BEGIN Dataset excerpts

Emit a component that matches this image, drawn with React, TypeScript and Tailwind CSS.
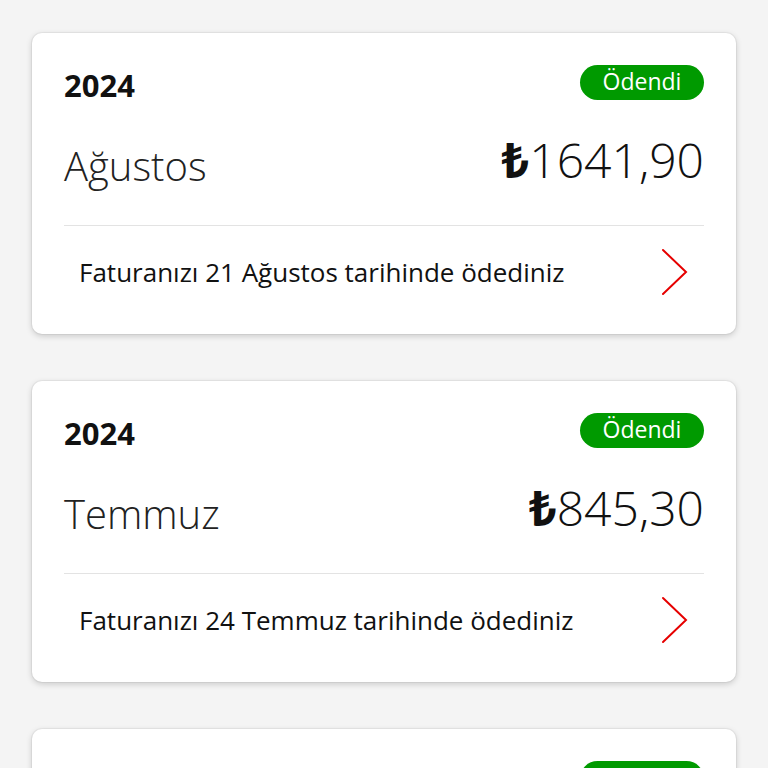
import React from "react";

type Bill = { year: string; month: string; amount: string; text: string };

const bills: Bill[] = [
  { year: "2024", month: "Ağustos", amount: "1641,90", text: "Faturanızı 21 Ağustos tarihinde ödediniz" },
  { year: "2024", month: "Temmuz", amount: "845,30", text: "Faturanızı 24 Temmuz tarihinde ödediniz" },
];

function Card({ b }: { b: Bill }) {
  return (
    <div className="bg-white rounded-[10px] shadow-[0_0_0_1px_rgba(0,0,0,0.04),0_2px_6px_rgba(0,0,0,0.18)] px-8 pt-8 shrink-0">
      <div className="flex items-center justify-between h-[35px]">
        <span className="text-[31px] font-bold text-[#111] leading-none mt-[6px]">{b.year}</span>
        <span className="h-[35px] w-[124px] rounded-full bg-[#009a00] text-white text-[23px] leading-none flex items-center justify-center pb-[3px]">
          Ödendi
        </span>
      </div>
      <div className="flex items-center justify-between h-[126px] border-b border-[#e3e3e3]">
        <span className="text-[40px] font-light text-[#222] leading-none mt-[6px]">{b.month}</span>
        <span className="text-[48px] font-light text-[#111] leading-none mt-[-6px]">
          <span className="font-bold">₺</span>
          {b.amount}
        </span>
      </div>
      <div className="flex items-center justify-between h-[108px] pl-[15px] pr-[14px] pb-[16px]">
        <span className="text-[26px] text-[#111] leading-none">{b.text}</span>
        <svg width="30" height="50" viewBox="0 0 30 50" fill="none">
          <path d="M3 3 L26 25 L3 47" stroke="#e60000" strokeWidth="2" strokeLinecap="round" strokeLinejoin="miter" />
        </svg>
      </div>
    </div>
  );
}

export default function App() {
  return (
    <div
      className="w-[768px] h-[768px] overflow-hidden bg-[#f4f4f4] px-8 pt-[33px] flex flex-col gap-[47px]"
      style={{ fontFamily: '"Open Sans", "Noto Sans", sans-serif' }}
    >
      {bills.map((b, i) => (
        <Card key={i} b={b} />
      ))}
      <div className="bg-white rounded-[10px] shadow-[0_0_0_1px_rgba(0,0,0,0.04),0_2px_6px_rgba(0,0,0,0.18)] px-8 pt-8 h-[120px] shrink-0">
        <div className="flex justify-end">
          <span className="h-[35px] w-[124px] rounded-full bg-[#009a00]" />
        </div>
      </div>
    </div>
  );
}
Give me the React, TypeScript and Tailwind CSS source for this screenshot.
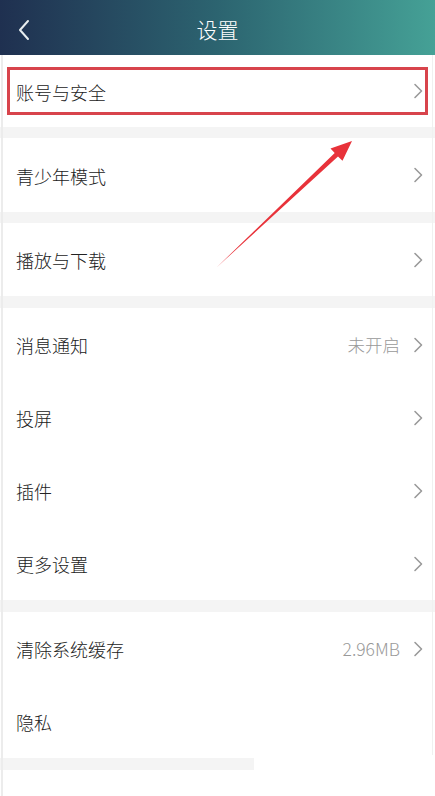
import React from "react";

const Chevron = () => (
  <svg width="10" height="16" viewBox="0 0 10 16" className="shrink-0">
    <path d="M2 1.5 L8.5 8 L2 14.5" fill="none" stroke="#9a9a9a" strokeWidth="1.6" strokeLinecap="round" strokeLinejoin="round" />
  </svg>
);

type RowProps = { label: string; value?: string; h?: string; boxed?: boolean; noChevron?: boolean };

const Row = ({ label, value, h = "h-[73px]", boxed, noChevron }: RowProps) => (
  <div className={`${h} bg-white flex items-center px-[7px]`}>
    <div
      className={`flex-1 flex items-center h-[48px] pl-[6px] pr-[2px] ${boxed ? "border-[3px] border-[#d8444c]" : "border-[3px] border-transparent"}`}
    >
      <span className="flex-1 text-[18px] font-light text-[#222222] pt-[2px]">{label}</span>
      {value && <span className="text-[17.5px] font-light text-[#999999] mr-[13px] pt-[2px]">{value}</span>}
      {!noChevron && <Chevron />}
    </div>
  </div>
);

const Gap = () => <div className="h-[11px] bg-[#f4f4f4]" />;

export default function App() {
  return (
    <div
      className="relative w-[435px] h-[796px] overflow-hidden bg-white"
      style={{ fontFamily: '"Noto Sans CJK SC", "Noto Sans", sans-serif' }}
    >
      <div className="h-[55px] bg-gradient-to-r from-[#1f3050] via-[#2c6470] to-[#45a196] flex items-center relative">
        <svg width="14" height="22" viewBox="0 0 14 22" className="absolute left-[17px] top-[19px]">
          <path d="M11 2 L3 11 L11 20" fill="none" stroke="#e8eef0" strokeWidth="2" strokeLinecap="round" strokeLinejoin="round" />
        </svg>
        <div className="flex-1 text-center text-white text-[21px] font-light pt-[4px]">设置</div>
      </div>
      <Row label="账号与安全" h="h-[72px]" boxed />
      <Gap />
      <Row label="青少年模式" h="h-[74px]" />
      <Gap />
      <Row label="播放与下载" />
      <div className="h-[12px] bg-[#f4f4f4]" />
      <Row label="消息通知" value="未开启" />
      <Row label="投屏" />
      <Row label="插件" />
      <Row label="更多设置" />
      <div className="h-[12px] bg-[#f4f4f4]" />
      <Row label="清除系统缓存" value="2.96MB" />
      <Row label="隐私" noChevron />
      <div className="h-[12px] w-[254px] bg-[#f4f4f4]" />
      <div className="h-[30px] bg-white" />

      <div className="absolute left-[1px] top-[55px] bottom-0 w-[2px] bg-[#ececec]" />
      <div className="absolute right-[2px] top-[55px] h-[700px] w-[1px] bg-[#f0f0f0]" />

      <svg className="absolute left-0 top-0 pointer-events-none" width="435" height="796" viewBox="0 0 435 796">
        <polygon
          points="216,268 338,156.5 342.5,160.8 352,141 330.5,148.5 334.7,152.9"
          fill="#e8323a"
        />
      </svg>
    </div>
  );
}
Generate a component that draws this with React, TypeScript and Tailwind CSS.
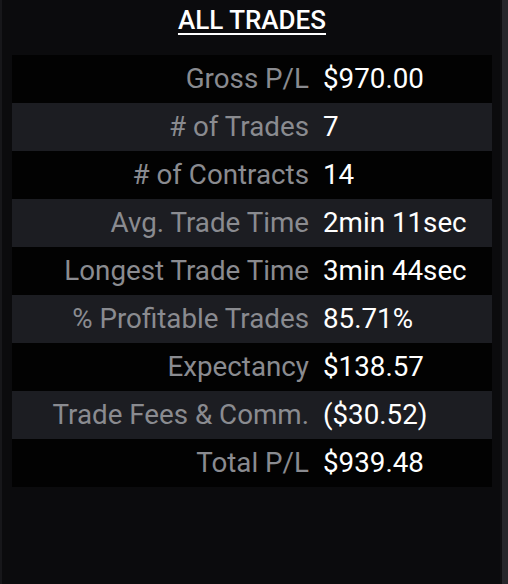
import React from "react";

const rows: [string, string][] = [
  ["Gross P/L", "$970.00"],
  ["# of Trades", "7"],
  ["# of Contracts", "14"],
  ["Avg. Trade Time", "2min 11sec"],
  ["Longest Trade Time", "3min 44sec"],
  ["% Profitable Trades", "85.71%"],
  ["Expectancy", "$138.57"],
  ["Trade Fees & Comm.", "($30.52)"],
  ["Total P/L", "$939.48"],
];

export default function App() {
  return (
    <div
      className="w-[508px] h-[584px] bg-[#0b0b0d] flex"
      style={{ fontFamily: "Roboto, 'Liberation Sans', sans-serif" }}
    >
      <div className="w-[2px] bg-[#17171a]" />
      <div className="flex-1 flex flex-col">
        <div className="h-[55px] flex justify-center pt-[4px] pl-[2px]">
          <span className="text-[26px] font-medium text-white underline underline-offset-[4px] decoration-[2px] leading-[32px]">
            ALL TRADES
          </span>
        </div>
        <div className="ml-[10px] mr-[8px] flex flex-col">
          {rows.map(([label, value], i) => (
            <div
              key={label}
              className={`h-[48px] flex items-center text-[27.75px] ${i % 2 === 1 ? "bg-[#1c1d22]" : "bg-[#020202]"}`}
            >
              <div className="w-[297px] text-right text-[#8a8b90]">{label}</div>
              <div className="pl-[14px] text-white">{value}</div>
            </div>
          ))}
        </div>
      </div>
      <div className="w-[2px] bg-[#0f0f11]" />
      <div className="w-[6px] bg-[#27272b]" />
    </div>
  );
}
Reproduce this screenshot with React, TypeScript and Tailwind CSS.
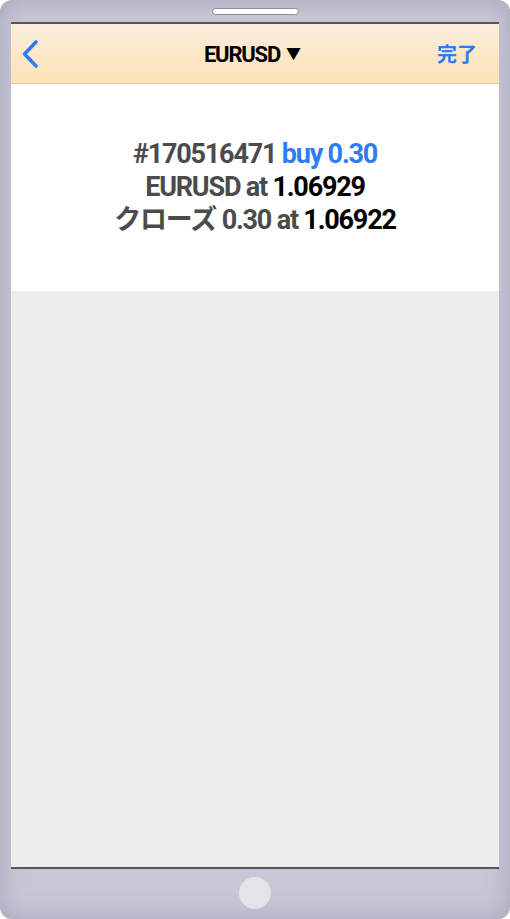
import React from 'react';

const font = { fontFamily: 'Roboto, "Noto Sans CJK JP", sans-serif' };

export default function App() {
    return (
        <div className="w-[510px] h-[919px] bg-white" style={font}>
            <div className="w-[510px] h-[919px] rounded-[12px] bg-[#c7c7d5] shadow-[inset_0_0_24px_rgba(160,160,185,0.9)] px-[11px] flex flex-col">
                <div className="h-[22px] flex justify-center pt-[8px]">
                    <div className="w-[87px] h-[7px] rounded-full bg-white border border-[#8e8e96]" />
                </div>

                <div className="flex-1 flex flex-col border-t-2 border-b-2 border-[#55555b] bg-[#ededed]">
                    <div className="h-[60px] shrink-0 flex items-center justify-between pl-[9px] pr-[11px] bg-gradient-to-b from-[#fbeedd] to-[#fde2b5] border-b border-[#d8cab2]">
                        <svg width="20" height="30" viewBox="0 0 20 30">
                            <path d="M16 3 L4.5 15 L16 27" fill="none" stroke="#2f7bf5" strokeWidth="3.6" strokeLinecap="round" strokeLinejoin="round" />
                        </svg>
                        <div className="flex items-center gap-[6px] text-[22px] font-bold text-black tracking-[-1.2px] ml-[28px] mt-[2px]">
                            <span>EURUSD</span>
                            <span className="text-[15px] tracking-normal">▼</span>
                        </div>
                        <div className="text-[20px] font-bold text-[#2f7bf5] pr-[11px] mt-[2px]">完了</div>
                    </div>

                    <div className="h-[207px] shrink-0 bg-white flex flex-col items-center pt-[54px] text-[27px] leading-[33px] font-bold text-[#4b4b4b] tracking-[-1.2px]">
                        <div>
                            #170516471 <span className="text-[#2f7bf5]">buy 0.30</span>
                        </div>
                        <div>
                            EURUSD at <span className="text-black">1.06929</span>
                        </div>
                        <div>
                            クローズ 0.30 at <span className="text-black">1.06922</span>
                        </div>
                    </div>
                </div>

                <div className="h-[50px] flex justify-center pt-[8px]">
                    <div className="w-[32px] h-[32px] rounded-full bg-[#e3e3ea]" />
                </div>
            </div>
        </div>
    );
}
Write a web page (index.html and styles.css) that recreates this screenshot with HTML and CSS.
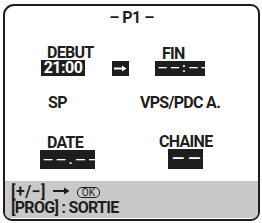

END Dataset excerpts

■ **Given instruction**
Give only the lines from the one with "Give me the" to the one with "string; value?: string;", both included, again and exactly; leave the images out.

■ **Finished task**
Give me the React, TypeScript and Tailwind CSS source for this screenshot.
import React from "react";

const Chevron = () => (
  <svg width="10" height="16" viewBox="0 0 10 16" className="shrink-0">
    <path d="M2 1.5 L8.5 8 L2 14.5" fill="none" stroke="#9a9a9a" strokeWidth="1.6" strokeLinecap="round" strokeLinejoin="round" />
  </svg>
);

type RowProps = { label: string; value?: string; h?: string; boxed?: boolean; noChevron?: boolean };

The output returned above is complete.